══ Provided material

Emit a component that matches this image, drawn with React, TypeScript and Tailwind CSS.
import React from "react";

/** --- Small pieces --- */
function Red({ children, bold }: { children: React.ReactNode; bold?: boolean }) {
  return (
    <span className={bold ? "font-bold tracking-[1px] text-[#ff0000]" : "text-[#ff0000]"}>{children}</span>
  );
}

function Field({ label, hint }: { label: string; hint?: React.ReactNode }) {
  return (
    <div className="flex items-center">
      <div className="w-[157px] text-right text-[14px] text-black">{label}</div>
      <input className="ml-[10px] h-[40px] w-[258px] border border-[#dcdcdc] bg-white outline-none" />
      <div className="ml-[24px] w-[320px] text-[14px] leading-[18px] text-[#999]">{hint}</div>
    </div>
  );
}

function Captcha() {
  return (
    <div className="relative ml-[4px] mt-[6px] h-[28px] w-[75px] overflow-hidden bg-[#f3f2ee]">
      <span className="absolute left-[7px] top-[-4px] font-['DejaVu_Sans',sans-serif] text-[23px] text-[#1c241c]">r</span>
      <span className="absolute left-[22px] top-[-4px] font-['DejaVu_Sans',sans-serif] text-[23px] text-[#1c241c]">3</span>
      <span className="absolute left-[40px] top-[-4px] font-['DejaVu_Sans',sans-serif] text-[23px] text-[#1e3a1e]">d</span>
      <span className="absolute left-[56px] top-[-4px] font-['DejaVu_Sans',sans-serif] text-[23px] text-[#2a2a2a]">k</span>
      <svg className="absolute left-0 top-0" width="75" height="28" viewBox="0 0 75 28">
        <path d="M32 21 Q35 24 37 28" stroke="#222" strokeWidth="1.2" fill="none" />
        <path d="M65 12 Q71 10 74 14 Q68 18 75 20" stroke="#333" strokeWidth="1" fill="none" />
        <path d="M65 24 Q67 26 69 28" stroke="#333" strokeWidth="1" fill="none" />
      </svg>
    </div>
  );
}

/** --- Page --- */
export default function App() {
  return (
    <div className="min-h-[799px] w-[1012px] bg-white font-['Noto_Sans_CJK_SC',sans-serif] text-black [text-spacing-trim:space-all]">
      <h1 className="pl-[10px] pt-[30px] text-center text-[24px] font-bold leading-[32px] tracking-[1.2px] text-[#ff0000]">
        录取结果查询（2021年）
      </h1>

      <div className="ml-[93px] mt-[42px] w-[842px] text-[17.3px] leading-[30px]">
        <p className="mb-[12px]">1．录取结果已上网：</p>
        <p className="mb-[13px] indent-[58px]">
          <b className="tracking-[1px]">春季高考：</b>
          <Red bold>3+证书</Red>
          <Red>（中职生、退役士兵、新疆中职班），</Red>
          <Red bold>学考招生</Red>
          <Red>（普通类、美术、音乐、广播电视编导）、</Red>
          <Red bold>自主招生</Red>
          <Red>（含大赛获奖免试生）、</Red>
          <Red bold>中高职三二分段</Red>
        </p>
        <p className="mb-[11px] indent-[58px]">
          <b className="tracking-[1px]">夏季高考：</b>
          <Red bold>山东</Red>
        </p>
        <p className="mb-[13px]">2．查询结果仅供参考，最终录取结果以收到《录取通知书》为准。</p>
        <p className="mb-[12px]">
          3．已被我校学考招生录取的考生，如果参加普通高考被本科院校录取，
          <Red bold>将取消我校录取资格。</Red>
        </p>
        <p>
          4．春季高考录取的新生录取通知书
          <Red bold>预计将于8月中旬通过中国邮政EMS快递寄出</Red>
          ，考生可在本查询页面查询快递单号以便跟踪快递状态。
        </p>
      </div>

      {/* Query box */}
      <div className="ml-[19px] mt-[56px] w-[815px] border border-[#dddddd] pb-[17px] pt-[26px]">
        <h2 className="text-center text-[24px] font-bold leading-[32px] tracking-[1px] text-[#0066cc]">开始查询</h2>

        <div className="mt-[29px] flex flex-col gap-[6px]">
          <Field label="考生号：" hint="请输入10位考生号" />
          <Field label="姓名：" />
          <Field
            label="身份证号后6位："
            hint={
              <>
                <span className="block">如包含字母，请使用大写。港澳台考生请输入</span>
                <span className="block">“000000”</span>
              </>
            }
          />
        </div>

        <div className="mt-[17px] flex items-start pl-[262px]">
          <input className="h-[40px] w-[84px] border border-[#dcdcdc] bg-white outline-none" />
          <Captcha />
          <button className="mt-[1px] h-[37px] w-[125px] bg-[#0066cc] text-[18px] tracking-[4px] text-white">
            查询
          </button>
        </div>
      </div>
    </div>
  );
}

════

**Written exercise**
Return nothing but the lines from the start of the listing above through the line containing "import React from", exactly as given.

**Right answer**
Emit a component that matches this image, drawn with React, TypeScript and Tailwind CSS.
import React from "react";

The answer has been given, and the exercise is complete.